# Work to complete
Identify all lines in the data containing the string "this". Copy them out.

(begin)

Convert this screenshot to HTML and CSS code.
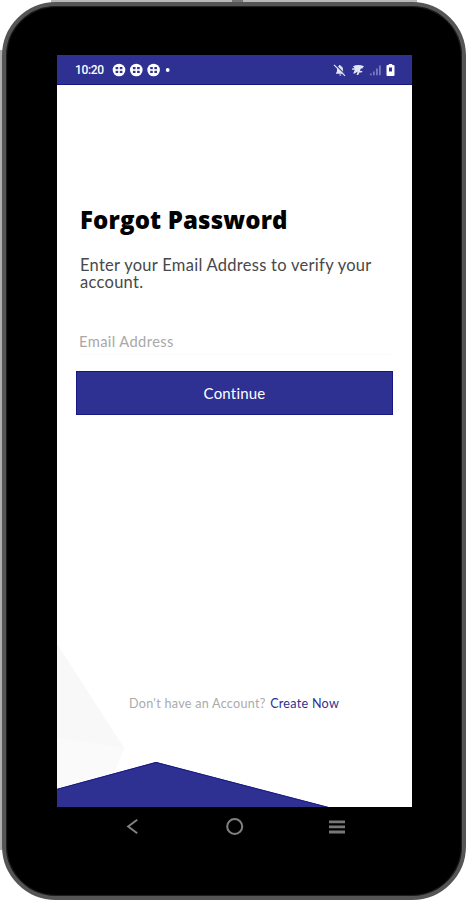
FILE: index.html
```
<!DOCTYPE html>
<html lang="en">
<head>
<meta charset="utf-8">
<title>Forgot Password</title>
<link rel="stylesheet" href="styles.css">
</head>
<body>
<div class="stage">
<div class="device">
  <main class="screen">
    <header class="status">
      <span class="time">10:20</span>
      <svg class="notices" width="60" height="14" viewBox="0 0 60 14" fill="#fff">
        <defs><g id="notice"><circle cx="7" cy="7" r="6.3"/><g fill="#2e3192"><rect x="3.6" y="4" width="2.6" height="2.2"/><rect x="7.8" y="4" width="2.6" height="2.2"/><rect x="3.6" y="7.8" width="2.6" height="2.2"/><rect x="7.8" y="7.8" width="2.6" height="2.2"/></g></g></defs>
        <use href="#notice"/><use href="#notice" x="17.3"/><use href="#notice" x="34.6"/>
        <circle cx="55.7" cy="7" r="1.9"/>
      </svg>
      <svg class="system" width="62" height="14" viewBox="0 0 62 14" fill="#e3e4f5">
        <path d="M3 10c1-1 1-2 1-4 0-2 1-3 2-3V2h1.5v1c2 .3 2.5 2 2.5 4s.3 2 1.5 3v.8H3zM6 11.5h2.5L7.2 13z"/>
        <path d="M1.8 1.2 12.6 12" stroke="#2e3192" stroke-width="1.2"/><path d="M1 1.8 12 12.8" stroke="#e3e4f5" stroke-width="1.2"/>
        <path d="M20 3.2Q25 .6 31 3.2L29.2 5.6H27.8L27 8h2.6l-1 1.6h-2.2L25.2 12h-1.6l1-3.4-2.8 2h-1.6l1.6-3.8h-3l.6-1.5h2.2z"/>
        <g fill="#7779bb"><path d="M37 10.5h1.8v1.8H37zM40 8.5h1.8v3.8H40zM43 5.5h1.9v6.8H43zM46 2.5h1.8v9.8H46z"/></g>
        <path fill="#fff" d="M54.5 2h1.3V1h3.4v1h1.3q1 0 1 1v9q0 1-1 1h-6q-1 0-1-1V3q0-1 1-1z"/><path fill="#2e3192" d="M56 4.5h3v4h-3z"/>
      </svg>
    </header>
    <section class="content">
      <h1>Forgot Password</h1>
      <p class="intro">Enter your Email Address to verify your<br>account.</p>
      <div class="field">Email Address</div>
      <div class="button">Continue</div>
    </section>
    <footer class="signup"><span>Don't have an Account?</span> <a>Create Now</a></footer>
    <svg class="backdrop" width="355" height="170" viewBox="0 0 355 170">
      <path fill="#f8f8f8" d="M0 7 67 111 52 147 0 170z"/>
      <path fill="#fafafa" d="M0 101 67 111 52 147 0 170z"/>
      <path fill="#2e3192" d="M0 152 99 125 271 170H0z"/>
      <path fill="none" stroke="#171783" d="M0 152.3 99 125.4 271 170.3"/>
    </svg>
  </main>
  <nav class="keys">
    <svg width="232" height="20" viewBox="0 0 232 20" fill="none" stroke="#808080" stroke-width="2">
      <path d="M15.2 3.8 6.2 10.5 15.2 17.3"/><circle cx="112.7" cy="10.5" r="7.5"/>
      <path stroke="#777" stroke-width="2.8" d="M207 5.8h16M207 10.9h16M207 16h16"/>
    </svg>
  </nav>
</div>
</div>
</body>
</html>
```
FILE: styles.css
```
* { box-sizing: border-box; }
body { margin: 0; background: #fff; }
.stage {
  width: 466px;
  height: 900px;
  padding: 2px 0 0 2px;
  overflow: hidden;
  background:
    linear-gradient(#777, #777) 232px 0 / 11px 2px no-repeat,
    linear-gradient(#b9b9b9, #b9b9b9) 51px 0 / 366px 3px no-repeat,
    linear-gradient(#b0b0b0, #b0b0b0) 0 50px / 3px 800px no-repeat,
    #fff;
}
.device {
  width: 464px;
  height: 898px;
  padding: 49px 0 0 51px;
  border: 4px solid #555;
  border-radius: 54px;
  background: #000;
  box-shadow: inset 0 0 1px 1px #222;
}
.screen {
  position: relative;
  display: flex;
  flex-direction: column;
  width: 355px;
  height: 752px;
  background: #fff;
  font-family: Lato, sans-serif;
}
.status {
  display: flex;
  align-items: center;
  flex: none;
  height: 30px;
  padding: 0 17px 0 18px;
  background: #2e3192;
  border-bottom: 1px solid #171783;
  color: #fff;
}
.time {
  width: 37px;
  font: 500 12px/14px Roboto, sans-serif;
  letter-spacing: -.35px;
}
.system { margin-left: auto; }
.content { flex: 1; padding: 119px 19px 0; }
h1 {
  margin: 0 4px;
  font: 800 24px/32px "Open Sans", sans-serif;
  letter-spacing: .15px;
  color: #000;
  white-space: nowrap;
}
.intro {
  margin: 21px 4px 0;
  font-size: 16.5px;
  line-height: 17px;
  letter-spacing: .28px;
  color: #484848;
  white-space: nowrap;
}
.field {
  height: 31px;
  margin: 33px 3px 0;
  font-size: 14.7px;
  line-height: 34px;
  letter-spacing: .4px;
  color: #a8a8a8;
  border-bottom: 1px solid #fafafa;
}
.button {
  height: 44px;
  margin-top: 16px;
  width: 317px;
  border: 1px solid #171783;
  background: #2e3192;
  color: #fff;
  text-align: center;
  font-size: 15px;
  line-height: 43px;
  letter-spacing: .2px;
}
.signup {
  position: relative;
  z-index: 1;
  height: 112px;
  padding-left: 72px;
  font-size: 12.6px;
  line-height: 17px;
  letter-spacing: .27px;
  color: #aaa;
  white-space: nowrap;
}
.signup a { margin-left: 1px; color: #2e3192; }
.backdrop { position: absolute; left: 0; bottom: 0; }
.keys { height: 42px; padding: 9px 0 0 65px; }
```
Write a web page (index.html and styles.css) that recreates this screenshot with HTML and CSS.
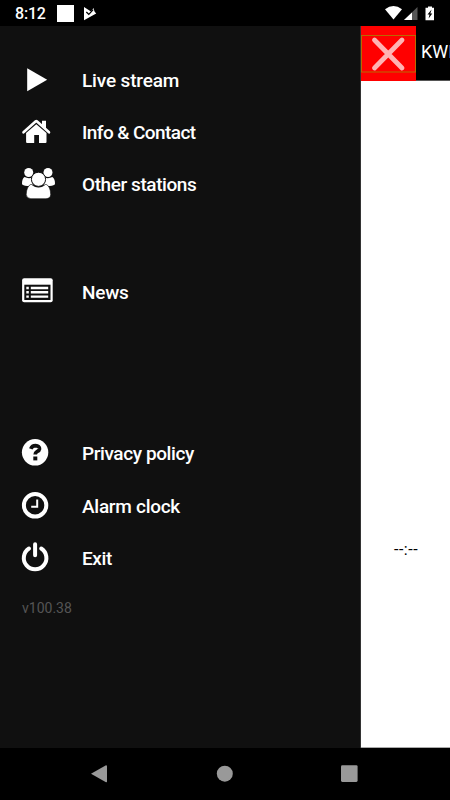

(end)

# Answer to the task
Convert this screenshot to HTML and CSS code.
Write a web page (index.html and styles.css) that recreates this screenshot with HTML and CSS.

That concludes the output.